Jerry Brown Touts Charter Schools Before Gathering of System's Backers in Pasadena

January 27, 2005|Jean Merl | Times Staff Writer

Oakland Mayor Jerry Brown, a likely candidate for state attorney general next year, talked Wednesday about his latest calling -- charter schools -- to a group of fellow enthusiasts for the independently operated public campuses.

"Each year this movement gets stronger," the former California governor told a gathering of the California Charter Schools Assn. in Pasadena. "Of course, the opposition takes even greater aim" as charters continue to proliferate in the state and parts of the nation.

Charters, which are publicly funded, are allowed greater flexibility and freedom from some state and school district requirements. In return, they are expected to improve student achievement through innovative programs. There are 512 charter schools in California.

A recent federal study of fourth-graders found mixed results: Charter students did as well as their traditional-school counterparts in reading but trailed in math. A Harvard University study, released early last year, concluded that charter students were doing better than other students in both subjects.

In Oakland, where the schools are in crisis, charters are especially popular, and Brown helped establish two of them: the Oakland Military Institute, which opened in the fall of 2001, and the Oakland School for the Arts, which began a year later. Both offer college-preparatory curricula and both outperform most district-run high schools.

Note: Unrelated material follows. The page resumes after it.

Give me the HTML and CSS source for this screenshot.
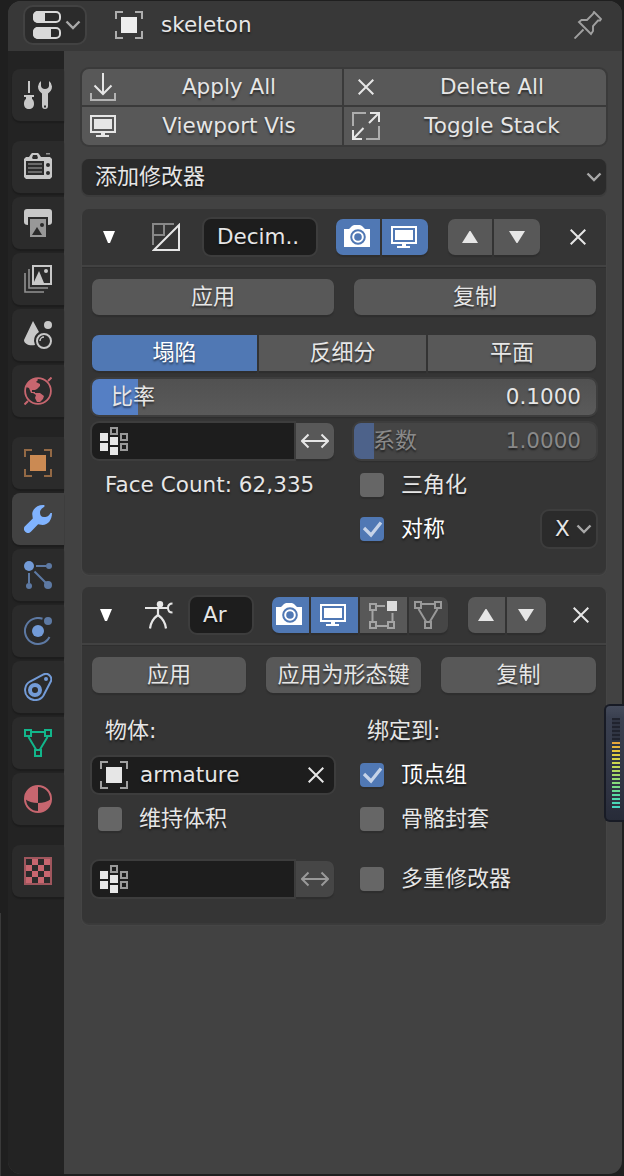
FILE: index.html
```html
<!DOCTYPE html>
<html lang="zh-CN">
<head>
<meta charset="utf-8">
<title>skeleton</title>
<link rel="stylesheet" href="styles.css">
</head>
<body>
<svg class="sprite" width="0" height="0">
  <symbol id="editor" viewBox="0 0 28 28"><rect x="1" y="1" width="26" height="10" rx="4" fill="none" stroke="#d9d9d9" stroke-width="2"/><path d="M5 0h7v12H5a5 5 0 0 1-5-5V5a5 5 0 0 1 5-5z" fill="#d9d9d9"/><rect x="1" y="17" width="26" height="10" rx="4" fill="none" stroke="#d9d9d9" stroke-width="2"/><path d="M5 16h13v12H5a5 5 0 0 1-5-5v-2a5 5 0 0 1 5-5z" fill="#d9d9d9"/></symbol>
  <symbol id="object" viewBox="0 0 28 28"><path d="M1 8V1h7M20 1h7v7M27 20v7h-7M8 27H1v-7" fill="none" stroke="currentColor" stroke-width="2" opacity=".65"/><path d="M6 6h16v16H6z" fill="currentColor"/></symbol>
  <symbol id="pin" viewBox="0 0 28 28"><path d="M20 1l7 7-1 1.500h-2L19 15v5l-2 3L5 11l2.500-2H13l6-6zM9.500 18.500L.5 27.500" fill="none" stroke="#a0a0a0" stroke-width="1.900"/></symbol>
  <symbol id="chev" viewBox="0 0 16 10"><path d="M1.500 1.500l6.500 6.500 6.500-6.500" fill="none" stroke="currentColor" stroke-width="2.400"/></symbol>
  <symbol id="tools" viewBox="0 0 28 28"><path d="M4 0h2v12H4zM0 14h10v2H8v2c1.500 1 2 2.500 2 5 0 3-2 5-5 5s-5-2-5-5c0-2.500.5-4 2-5v-2H0z"/><path fill-rule="evenodd" d="M17 0a7 7 0 0 0-3 5.500c0 3.500 1.500 5 4 7V25a3 3 0 0 0 6 0V12.500c2.500-2 4-3.500 4-7A7 7 0 0 0 25 0v4.500c0 2-1.500 3.500-4 3.500s-4-1.500-4-3.500zM20 24.500h2v2h-2z"/></symbol>
  <symbol id="render" viewBox="0 0 28 28"><path fill-rule="evenodd" d="M2 4h3l2-3 1-1h6l1 1 2 3h9l2 2v18l-2 2H2l-2-2V6zM9 2L8 5l1 1h4l1-1-1-3zM2 8v14h18V8z"/><path d="M22 0h4v1.500h-4z" opacity=".65"/><path d="M4 11h14M4 15h14M4 19h14" stroke="currentColor" stroke-width="1.800" opacity=".4"/><circle cx="24" cy="12" r="2" fill="#2b2b2b"/><circle cx="24" cy="20" r="2" fill="#2b2b2b"/></symbol>
  <symbol id="output" viewBox="0 0 28 28"><path d="M3 0h22a3 3 0 0 1 3 3v10q0 3-4 3V8H4v8q-4 0-4-3V3a3 3 0 0 1 3-3z"/><path d="M6 10h16v18H6z" opacity=".7"/><path d="M8 26l5-8 5 8z" fill="#2b2b2b"/><circle cx="18" cy="16" r="2" fill="#2b2b2b"/></symbol>
  <symbol id="layers" viewBox="0 0 28 28"><path d="M9 1h18v18H9z" fill="none" stroke="currentColor" stroke-width="2"/><path d="M9.500 18l5.500-12 5 12z"/><circle cx="22" cy="6" r="2"/><path d="M5 4v19h19M1 8v19h19" fill="none" stroke="currentColor" stroke-width="1.600" opacity=".65"/></symbol>
  <symbol id="scene" viewBox="0 0 28 28"><path d="M9 0l6 11q-5 3-5 9l1 4C5 25 0 23 0 19z"/><circle cx="24" cy="4" r="4"/><circle cx="20" cy="20" r="7" fill="none" stroke="currentColor" stroke-width="2"/><path d="M16 20a4 4 0 0 1 4-4" fill="none" stroke="currentColor" stroke-width="1.500"/></symbol>
  <symbol id="world" viewBox="0 0 28 28"><circle cx="14" cy="14" r="12.900" fill="none" stroke="currentColor" stroke-width="1.800"/><path d="M24 4l3.500-3.500M4 24L.5 27.500" stroke="currentColor" stroke-width="2"/><path d="M2 10C3 5 8 1 13 1.500l1 1.500-2 2 4 2v2l-3 3-2 1H8v2h3v1h5l4 3-1 3-3 3h-3l-2-4 1-3-3-2H7l-2-5z"/></symbol>
  <symbol id="wrench" viewBox="0 0 28 28"><path d="M20.500.2C14-.5 8.500 3.500 8.200 9l.6 4.500L1.200 21a4 4 0 0 0 5.700 5.700l7.200-7.500 4.400.7c5.500 0 9.500-5 9.500-12L26.500 8c-2 4-4.500 4-6.500 4-3 0-4-2-4-4.500 0-3 2-4 4.500-6z"/></symbol>
  <symbol id="particles" viewBox="0 0 28 28"><circle cx="5" cy="5" r="5"/><g opacity=".7"><circle cx="25" cy="5" r="3"/><circle cx="5" cy="25" r="3"/><circle cx="24" cy="24" r="4"/><path d="M12 5h10M5 12v10M10.500 10.500L22 22" stroke="currentColor" stroke-width="2"/></g></symbol>
  <symbol id="physics" viewBox="0 0 28 28"><circle cx="14" cy="14" r="6"/><g opacity=".7"><path d="M18.500 1.800A13 13 0 1 0 25.500 20" fill="none" stroke="currentColor" stroke-width="2"/><circle cx="24" cy="4" r="4"/></g></symbol>
  <symbol id="constraint" viewBox="0 0 28 28"><path d="M20 1.200L6 8.500A10 10 0 1 0 19.500 22.500L26.500 9A5.400 5.400 0 0 0 20 1.200z" fill="none" stroke="currentColor" stroke-width="2"/><circle cx="11" cy="17" r="5" fill="none" stroke="currentColor" stroke-width="4"/><circle cx="22" cy="6" r="2"/></symbol>
  <symbol id="mesh" viewBox="0 0 28 28"><path d="M1 1h6v6H1zM21 1h6v6h-6zM11 21h6v6h-6zM8 3h12M4.500 8L12 20.500M23.500 8L16 20.500" fill="none" stroke="currentColor" stroke-width="2"/></symbol>
  <symbol id="material" viewBox="0 0 28 28"><circle cx="14" cy="14" r="13" fill="none" stroke="currentColor" stroke-width="2"/><path d="M14 1v17Q6 18 1 14A13 13 0 0 1 14 1zM14 18q8 0 13-4a13 13 0 0 1-13 13z"/></symbol>
  <symbol id="texture" viewBox="0 0 28 28"><path d="M1 1h26v26H1z" fill="none" stroke="currentColor" stroke-width="2" opacity=".75"/><path d="M8 2h6v6H8zM20 2h6v6h-6zM2 8h6v6H2zM14 8h6v6h-6zM8 14h6v6H8zM20 14h6v6h-6zM2 20h6v6H2zM14 20h6v6h-6z"/></symbol>
  <symbol id="import" viewBox="0 0 28 28"><path d="M13 0v21M4.500 12.500L13 21l8.500-8.500" fill="none" stroke="currentColor" stroke-width="2"/><path d="M1 20v7h24v-7" fill="none" stroke="currentColor" stroke-width="2" opacity=".65"/></symbol>
  <symbol id="screen" viewBox="0 0 28 28"><path d="M1 4h24v16H1z" fill="none" stroke="currentColor" stroke-width="2"/><path d="M4 7h18v10H4zM11 20h4v3h4v2H6v-2h5z"/></symbol>
  <symbol id="expand" viewBox="0 0 28 28"><path d="M1 14V1h13M27 14v13H14" fill="none" stroke="currentColor" stroke-width="2" opacity=".6"/><path d="M18 1h9v9M27 1L17 11M1 18v9h9M1 27l10.500-11" fill="none" stroke="currentColor" stroke-width="2"/></symbol>
  <symbol id="close" viewBox="0 0 16 16"><path d="M.7.7l14.600 14.600M15.300.7L.7 15.300" fill="none" stroke="currentColor" stroke-width="2"/></symbol>
  <symbol id="decimate" viewBox="0 0 28 28"><path d="M22 1H1v21M12 1v11H1" fill="none" stroke="#888" stroke-width="2"/><path d="M27 2v25H2z" fill="none" stroke="currentColor" stroke-width="2"/></symbol>
  <symbol id="armature" viewBox="0 0 28 28"><circle cx="15" cy="3.200" r="3.200"/><path d="M0 7h19M13 8v6q-7 5-8 13.500M13 14q7 5 8 13.500" fill="none" stroke="currentColor" stroke-width="2.200"/><path d="M27.500 2.500q-4.500 0-4.500 4.500t4.500 4.500M18 7h5" fill="none" stroke="currentColor" stroke-width="2"/></symbol>
  <symbol id="camera" viewBox="0 0 28 28"><path d="M0 6h5l3-3 2-1h6l2 1 3 3h5v18H0z"/><circle cx="14" cy="14" r="6.800" fill="none" stroke="#5078b4" stroke-width="2"/><circle cx="14" cy="14" r="3.800" fill="#5078b4"/></symbol>
  <symbol id="editmode" viewBox="0 0 28 28"><path d="M1 3h6v6H1zM1 21h6v6H1zM19 21h6v6h-6zM8 5h8M3.500 10v10M8 25h10M23.500 12v8" fill="none" stroke="#a4a4a4" stroke-width="2"/><path d="M18 0h10v10H18z" fill="#ddd"/></symbol>
  <symbol id="vgroup" viewBox="0 0 28 28"><path d="M0 6h8v8H0zM0 16h8v8H0zM10 10h8v8h-8zM10 20h8v8h-8z"/><path d="M11 1h6v6h-6zM21 7h6v6h-6zM21 17h6v6h-6z" fill="none" stroke="#999" stroke-width="2"/></symbol>
  <symbol id="swap" viewBox="0 0 28 28"><path d="M1 14h26M7.500 7.500L1 14l6.500 6.500M20.500 7.500L27 14l-6.500 6.500" fill="none" stroke="currentColor" stroke-width="2"/></symbol>
  <symbol id="fold" viewBox="0 0 12 12"><path d="M0 0h12L7 12H5z"/></symbol>
  <symbol id="down" viewBox="0 0 16 12"><path d="M0 0h16L8.500 12h-1z"/></symbol>
  <symbol id="up" viewBox="0 0 16 12"><path d="M7.500 0h1L16 12H0z"/></symbol>
  <symbol id="check" viewBox="0 0 24 24"><path d="M4 11l7 7L21 5.500" fill="none" stroke="#c6d3e8" stroke-width="3.200"/></symbol>
</svg>

<div class="window">
  <header class="topbar">
    <div class="editor-select"><svg class="icon"><use href="#editor"/></svg><svg class="chev"><use href="#chev"/></svg></div>
    <svg class="icon crumb-icon"><use href="#object"/></svg>
    <span class="crumb latin">skeleton</span>
    <svg class="icon"><use href="#pin"/></svg>
  </header>
  <div class="body">
    <nav class="tabs">
      <div class="tab"><svg class="icon"><use href="#tools"/></svg></div>
      <div class="tab gap"><svg class="icon"><use href="#render"/></svg></div>
      <div class="tab"><svg class="icon"><use href="#output"/></svg></div>
      <div class="tab"><svg class="icon"><use href="#layers"/></svg></div>
      <div class="tab"><svg class="icon"><use href="#scene"/></svg></div>
      <div class="tab red"><svg class="icon"><use href="#world"/></svg></div>
      <div class="tab gap orange"><svg class="icon"><use href="#object"/></svg></div>
      <div class="tab active"><svg class="icon"><use href="#wrench"/></svg></div>
      <div class="tab blue"><svg class="icon"><use href="#particles"/></svg></div>
      <div class="tab blue"><svg class="icon"><use href="#physics"/></svg></div>
      <div class="tab blue"><svg class="icon"><use href="#constraint"/></svg></div>
      <div class="tab green"><svg class="icon"><use href="#mesh"/></svg></div>
      <div class="tab red"><svg class="icon"><use href="#material"/></svg></div>
      <div class="tab gap red"><svg class="icon"><use href="#texture"/></svg></div>
    </nav>
    <main class="content">
      <div class="actions">
        <div class="action"><svg class="icon"><use href="#import"/></svg><span class="latin">Apply All</span></div>
        <div class="action"><svg class="icon"><svg x="6" y="6" width="16" height="16"><use href="#close"/></svg></svg><span class="latin">Delete All</span></div>
        <div class="action"><svg class="icon"><use href="#screen"/></svg><span class="latin">Viewport Vis</span></div>
        <div class="action"><svg class="icon"><use href="#expand"/></svg><span class="latin">Toggle Stack</span></div>
      </div>
      <div class="add-modifier"><span>添加修改器</span><svg class="chev"><use href="#chev"/></svg></div>

      <section class="panel decimate">
        <div class="panel-head">
          <svg class="fold"><use href="#fold"/></svg>
          <svg class="icon type"><use href="#decimate"/></svg>
          <div class="field name latin">Decim..</div>
          <div class="group modes"><div class="btn on"><svg class="icon"><use href="#camera"/></svg></div><div class="btn on"><svg class="icon"><use href="#screen"/></svg></div></div>
          <div class="group order"><div class="btn"><svg class="arrow"><use href="#up"/></svg></div><div class="btn"><svg class="arrow"><use href="#down"/></svg></div></div>
          <svg class="close"><use href="#close"/></svg>
        </div>
        <div class="panel-body">
          <div class="row halves"><div class="btn solo">应用</div><div class="btn solo">复制</div></div>
          <div class="group method"><div class="btn on">塌陷</div><div class="btn">反细分</div><div class="btn">平面</div></div>
          <div class="slider ratio"><span>比率</span><span class="latin">0.1000</span></div>
          <div class="row halves weights">
            <div class="group vg"><div class="field"><svg class="icon"><use href="#vgroup"/></svg></div><div class="btn"><svg class="icon"><use href="#swap"/></svg></div></div>
            <div class="slider factor"><span>系数</span><span class="latin">1.0000</span></div>
          </div>
          <div class="row halves line"><div class="caption latin count">Face Count: 62,335</div><div class="option"><i class="box"></i><span>三角化</span></div></div>
          <div class="row halves line"><div></div><div class="option"><i class="box on"><svg><use href="#check"/></svg></i><span class="bright">对称</span><div class="axis"><span class="latin">X</span><svg class="chev"><use href="#chev"/></svg></div></div></div>
        </div>
      </section>

      <section class="panel arm">
        <div class="panel-head">
          <svg class="fold"><use href="#fold"/></svg>
          <svg class="icon type"><use href="#armature"/></svg>
          <div class="field name latin">Ar</div>
          <div class="group modes"><div class="btn on"><svg class="icon"><use href="#camera"/></svg></div><div class="btn on"><svg class="icon"><use href="#screen"/></svg></div><div class="btn"><svg class="icon"><use href="#editmode"/></svg></div><div class="btn dim"><svg class="icon"><use href="#mesh"/></svg></div></div>
          <div class="group order"><div class="btn"><svg class="arrow"><use href="#up"/></svg></div><div class="btn"><svg class="arrow"><use href="#down"/></svg></div></div>
          <svg class="close"><use href="#close"/></svg>
        </div>
        <div class="panel-body">
          <div class="row thirds"><div class="btn solo">应用</div><div class="btn solo">应用为形态键</div><div class="btn solo">复制</div></div>
          <div class="row halves labels"><div class="caption">物体:</div><div class="caption">绑定到:</div></div>
          <div class="row halves line">
            <div class="field target"><svg class="icon"><use href="#object"/></svg><span class="latin">armature</span><svg class="close"><use href="#close"/></svg></div>
            <div class="option"><i class="box on"><svg><use href="#check"/></svg></i><span class="bright">顶点组</span></div>
          </div>
          <div class="row halves line"><div class="option"><i class="box"></i><span>维持体积</span></div><div class="option"><i class="box"></i><span>骨骼封套</span></div></div>
          <div class="row halves line multi">
            <div class="group vg"><div class="field"><svg class="icon"><use href="#vgroup"/></svg></div><div class="btn dim"><svg class="icon"><use href="#swap"/></svg></div></div>
            <div class="option"><i class="box"></i><span>多重修改器</span></div>
          </div>
        </div>
      </section>
    </main>
  </div>
</div>
<div class="meter"><div class="bars"></div></div>
</body>
</html>
```
FILE: styles.css
```css
* { box-sizing: border-box; }
body {
  margin: 0;
  width: 624px;
  height: 1176px;
  padding: 1px 2px 2px 8px;
  overflow: hidden;
  background: linear-gradient(#3a3a3a, #3a3a3a) 0 913px / 1px 263px no-repeat, #1f1f1f;
  font: 22px/36px "DejaVu Sans", "Noto Sans CJK SC", sans-serif;
  color: #e6e6e6;
  text-shadow: 0 2px 2px rgba(0, 0, 0, .5);
}
svg { display: block; flex: none; fill: currentColor; }
.sprite { position: absolute; }
.icon { width: 28px; height: 28px; }
.chev { width: 16px; height: 10px; color: #a8a8a8; }
.close { width: 16px; height: 16px; }
.latin { font-size: 21.5px; }

.window {
  height: 1173px;
  display: flex;
  flex-direction: column;
  border-radius: 13px;
  overflow: hidden;
  background: #424242;
}
.topbar {
  flex: none;
  height: 50px;
  display: flex;
  align-items: center;
  padding: 0 20px 2px 15px;
  background: #383838;
}
.editor-select {
  width: 64px;
  height: 40px;
  display: flex;
  align-items: center;
  justify-content: space-between;
  padding: 0 4px 0 8px;
  border: 2px solid #424242;
  border-radius: 10px;
  background: #2b2b2b;
}
.crumb-icon { margin: 0 18px 0 28px; color: #eee; }
.crumb { flex: 1; }
.body { flex: 1; display: flex; }

.tabs { width: 56px; padding: 18px 0 0 4px; background: #232323; }
.tab {
  height: 52px;
  margin-bottom: 4px;
  padding: 12px;
  border-radius: 8px 0 0 8px;
  background: #2b2b2b;
  box-shadow: 0 2px 1px #1d1d1d;
  color: #c8c8c8;
}
.tab.gap { margin-top: 20px; }
.tab.red { color: #c7666f; }
.tab.orange { color: #cb8a53; }
.tab.blue { color: #739bd7; }
.tab.green { color: #12b68b; }
.tab.active { background: #424242; color: #80b3ff; }

.content { flex: 1; padding: 18px 16px 0 18px; }
.actions {
  display: grid;
  grid-template: 36px 38px / 260px 262px;
  gap: 2px;
  border-radius: 7px;
  overflow: hidden;
  background: #3a3a3a;
  box-shadow: 0 0 0 2px #3a3a3a;
}
.action { display: flex; align-items: center; padding-left: 8px; background: #585858; }
.action span { flex: 1; text-align: center; padding-right: 2px; }
.add-modifier {
  height: 36px;
  margin: 14px 0;
  display: flex;
  align-items: center;
  justify-content: space-between;
  padding: 0 4px 0 13px;
  border-radius: 7px;
  background: #2b2b2b;
  box-shadow: 0 1px 0 1px #3c3c3c;
}

.panel { border-radius: 7px; background: #353535; box-shadow: 0 2px 1px #3a3a3a, 0 2px 0 1px #484848; }
.decimate { height: 364px; margin-bottom: 14px; }
.arm { height: 336px; }
.panel-head {
  height: 58px;
  display: flex;
  align-items: center;
  border-bottom: 2px solid #424242;
  box-shadow: 0 1px 0 #2f2f2f;
}
.fold { width: 12px; height: 12px; margin-left: 21px; color: #fff; }
.type { margin-left: 37px; }
.field {
  height: 36px;
  border-radius: 7px;
  background: #1d1d1d;
  box-shadow: 0 0 0 2px #3d3d3d;
}
.name { width: 112px; margin: 0 20px 0 24px; padding-left: 13px; }
.group { display: flex; gap: 2px; height: 36px; }
.group > .btn:first-child { border-radius: 7px 0 0 7px; }
.group > .btn:last-child { border-radius: 0 7px 7px 0; }
.btn {
  flex: 1;
  display: flex;
  align-items: center;
  justify-content: center;
  background: #585858;
  box-shadow: 0 2px 1px #2e2e2e;
}
.solo { border-radius: 7px; }
.btn.on { background: #5078b4; color: #fff; }
.btn.dim { background: #464646; color: #999; }
.arrow { width: 16px; height: 12px; }
.decimate .modes, .decimate .order { display: grid; grid-template-columns: 44px 46px; margin-right: 20px; }
.decimate .panel-head .close { margin-left: 10px; }
.panel-head .btn { padding-right: 1px; }
.arm .fold { margin-left: 18px; }
.arm .type { margin-left: 33px; }
.arm .name { width: 62px; margin-left: 17px; }
.arm .modes { display: grid; grid-template-columns: 37px 47px 47px 39px; margin-right: 20px; }
.arm .order { display: grid; grid-template-columns: 37px 39px; margin-right: 27px; }

.panel-body { padding: 12px 10px; }
.row { display: grid; height: 36px; }
.halves { grid-template-columns: 242px 242px; gap: 20px; }
.thirds { grid-template-columns: 154px 155px 155px; gap: 20px; }
.method { margin: 20px 0 8px; display: grid; grid-template-columns: 165px 167px 168px; }
.slider {
  height: 36px;
  display: flex;
  justify-content: space-between;
  padding: 0 15px 0 19px;
  border-radius: 7px;
  box-shadow: 0 0 0 2px #3d3d3d, 0 3px 1px #2e2e2e;
}
.ratio { background: linear-gradient(90deg, #557fc4 46px, transparent 46px), linear-gradient(#515151, #5a5a5a); }
.factor { background: linear-gradient(90deg, #4d628a 20px, #454545 20px); color: #898989; }
.weights, .line { margin-top: 8px; }
.vg .field { width: 202px; padding: 4px 8px; border-radius: 7px 0 0 7px; }
.vg .btn { border-radius: 0 7px 7px 0; }
.caption { padding-left: 13px; }
.count { letter-spacing: .04px; }
.option { display: flex; align-items: center; padding-left: 6px; }
.option > span { margin-left: 17px; }
.bright { color: #fff; }
.box { width: 24px; height: 24px; border-radius: 4px; background: #666; box-shadow: 0 2px 1px #2e2e2e; }
.box.on { background: #5078b4; }
.box svg { width: 24px; height: 24px; }
.axis {
  width: 54px;
  height: 36px;
  margin-left: auto;
  display: flex;
  align-items: center;
  justify-content: space-between;
  padding: 0 4px 0 13px;
  border-radius: 7px;
  background: #2b2b2b;
  box-shadow: 0 0 0 2px #3d3d3d;
}
.labels { margin-top: 20px; }
.target { display: flex; align-items: center; padding: 0 10px 0 8px; }
.target span { flex: 1; margin-left: 12px; }
.multi { margin-top: 24px; }

.meter {
  position: absolute;
  left: 604px;
  top: 704px;
  width: 20px;
  height: 118px;
  padding: 12px 4px 0 6px;
  border: 2px solid #181b25;
  border-right: 0;
  border-radius: 6px 0 0 6px;
  background: linear-gradient(#454b5b, #3a4050 10%, #2d3140 80%, #272b38);
}
.bars {
  width: 8px;
  height: 90px;
  background:
    repeating-linear-gradient(transparent 0 2px, #303543 2px 4px),
    linear-gradient(#20232e 24px, #e8a33a 24px, #e6c83b 34px, #cbd84f 46px, #8bdc78 64px, #52dba5 78px, #45d6c4);
}
```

Brown has accepted some indirect blame for the district's turmoil, acknowledging that his three appointees to the Oakland Unified School District board shared responsibility with the elected members for the financial troubles that prompted a state takeover the previous year. There were also repeated clashes between the elected members and Brown's appointees, who were not replaced when their terms ended.

"We're in a world where competition is the rule," Brown told the gathering in explaining why he backs charters. He said they provide flexibility for the public education system and choices for students and parents, adding that they will succeed only if parents are satisfied.

"Freedom of individual choice is the heart of the charter movement," said Brown, noting that the two schools he helped found offer different approaches and appeal to different types of students.

Both schools exceeded their growth targets on the state-mandated California Academic Performance Index this year. Oakland Military Institute, with 400 students in grades six through 10, scored 628 last year, while Oakland School for the Arts, which has 254 students in grades nine through 11, scored 753. (Both schools are adding a grade level each year until they include the 12th grade.) The state's goal for all its public schools is 800, but most district-run large high schools in Oakland scored in the 400s or 500s.

Brown had to fight hard for the military school, his first charter. Both the district and Alameda the County Office of Education rejected the charter, and Brown went to the state Board of Education to get approval.

Brown, who as the state's Democratic governor signed the 1975 collective bargaining law for teachers, also battled the California Teachers Assn., one of the charter movement's strongest critics, over the group's failed 1999 campaign to require that charter schools be unionized. At that time, the former governor, known for his unconventional actions and a penchant for reinventing himself, called the CTA "an educational Goliath."

On Wednesday, he warned charter school backers that the CTA and other critics of the movement would not give up their fight to have charters more strongly regulated. Brown said he successfully lobbied Gov. Arnold Schwarzenegger last year to veto legislation that would have prohibited charter schools from dropping students who did not meet their academic standards.

"How can we hold schools accountable if we don't allow schools to hold their students accountable?" Brown said, alluding to the federal No Child Left Behind Act, which calls for sanctioning schools whose students do not meet expected achievement levels.